:: Work required ::
Go through the lines below and copy each one that holds the string "this".

:: Exercise material ::
^^^^^^^^^^^^^^^^
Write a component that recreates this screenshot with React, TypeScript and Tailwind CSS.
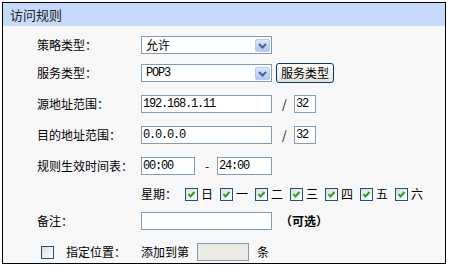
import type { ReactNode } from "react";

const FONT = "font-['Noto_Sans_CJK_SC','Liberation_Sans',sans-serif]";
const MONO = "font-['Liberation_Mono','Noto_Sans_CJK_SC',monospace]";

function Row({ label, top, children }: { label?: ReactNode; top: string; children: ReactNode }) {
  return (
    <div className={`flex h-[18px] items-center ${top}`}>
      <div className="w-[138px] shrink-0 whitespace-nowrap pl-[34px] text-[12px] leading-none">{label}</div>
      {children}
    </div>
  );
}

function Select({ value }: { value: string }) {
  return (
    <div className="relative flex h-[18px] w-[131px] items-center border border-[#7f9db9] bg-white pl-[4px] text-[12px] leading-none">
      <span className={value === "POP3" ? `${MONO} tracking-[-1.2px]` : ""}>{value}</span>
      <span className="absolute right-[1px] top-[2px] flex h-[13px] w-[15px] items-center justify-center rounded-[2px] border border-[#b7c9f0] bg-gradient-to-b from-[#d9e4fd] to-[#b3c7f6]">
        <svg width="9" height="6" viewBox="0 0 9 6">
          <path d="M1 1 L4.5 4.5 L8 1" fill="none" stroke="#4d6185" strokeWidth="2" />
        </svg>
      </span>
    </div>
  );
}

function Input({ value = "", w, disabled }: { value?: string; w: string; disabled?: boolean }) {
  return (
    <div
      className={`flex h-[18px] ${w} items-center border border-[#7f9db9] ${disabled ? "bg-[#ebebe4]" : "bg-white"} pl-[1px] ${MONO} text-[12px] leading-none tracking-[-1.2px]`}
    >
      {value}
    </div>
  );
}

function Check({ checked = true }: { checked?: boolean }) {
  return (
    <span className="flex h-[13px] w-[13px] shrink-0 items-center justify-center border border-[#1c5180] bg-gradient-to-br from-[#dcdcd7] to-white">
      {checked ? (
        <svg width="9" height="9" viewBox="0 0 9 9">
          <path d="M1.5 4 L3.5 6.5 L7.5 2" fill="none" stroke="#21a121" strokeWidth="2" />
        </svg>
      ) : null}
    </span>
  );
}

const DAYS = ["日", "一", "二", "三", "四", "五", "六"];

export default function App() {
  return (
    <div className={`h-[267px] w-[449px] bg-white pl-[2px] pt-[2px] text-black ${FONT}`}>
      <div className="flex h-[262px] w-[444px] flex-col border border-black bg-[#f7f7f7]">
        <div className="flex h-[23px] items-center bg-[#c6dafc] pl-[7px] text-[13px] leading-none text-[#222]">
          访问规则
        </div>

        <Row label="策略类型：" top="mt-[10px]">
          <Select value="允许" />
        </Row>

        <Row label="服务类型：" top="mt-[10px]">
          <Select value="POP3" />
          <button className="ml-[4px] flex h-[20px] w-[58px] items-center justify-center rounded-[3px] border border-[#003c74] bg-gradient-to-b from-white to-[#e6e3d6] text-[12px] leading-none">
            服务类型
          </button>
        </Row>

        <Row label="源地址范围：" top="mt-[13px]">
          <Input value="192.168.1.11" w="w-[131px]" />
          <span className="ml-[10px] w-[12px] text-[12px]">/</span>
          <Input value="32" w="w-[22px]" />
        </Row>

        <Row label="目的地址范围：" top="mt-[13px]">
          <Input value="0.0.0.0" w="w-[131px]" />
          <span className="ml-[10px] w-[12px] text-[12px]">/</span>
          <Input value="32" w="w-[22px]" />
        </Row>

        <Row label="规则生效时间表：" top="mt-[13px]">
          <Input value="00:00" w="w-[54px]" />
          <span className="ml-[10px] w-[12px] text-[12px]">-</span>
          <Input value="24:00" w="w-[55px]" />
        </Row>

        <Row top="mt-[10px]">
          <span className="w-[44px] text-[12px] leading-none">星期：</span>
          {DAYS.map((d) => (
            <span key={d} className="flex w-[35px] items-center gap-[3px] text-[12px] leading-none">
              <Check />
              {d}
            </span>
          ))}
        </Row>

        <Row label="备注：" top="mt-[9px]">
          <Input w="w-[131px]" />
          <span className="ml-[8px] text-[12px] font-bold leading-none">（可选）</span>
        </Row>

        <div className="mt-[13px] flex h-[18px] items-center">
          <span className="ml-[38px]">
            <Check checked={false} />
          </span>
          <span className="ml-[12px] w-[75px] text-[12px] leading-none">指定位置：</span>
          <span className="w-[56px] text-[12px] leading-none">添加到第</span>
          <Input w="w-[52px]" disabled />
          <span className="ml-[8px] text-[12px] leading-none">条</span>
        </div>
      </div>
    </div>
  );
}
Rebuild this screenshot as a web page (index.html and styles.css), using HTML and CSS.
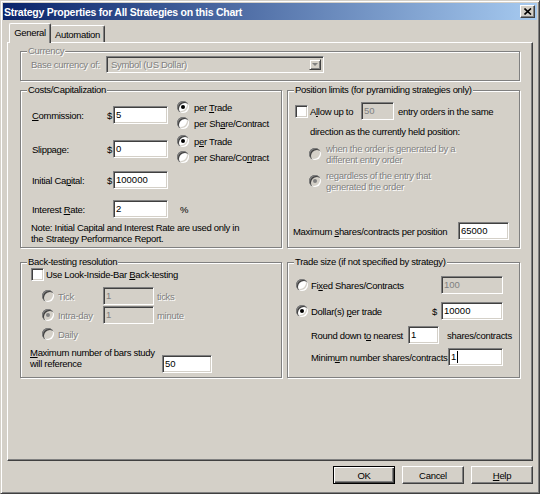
^^^^^^^^^^^^^^^^
:: Result of the task ::
Write a component that recreates this screenshot with React, TypeScript and Tailwind CSS.
Rebuild this screenshot as a web page (index.html and styles.css), using HTML and CSS.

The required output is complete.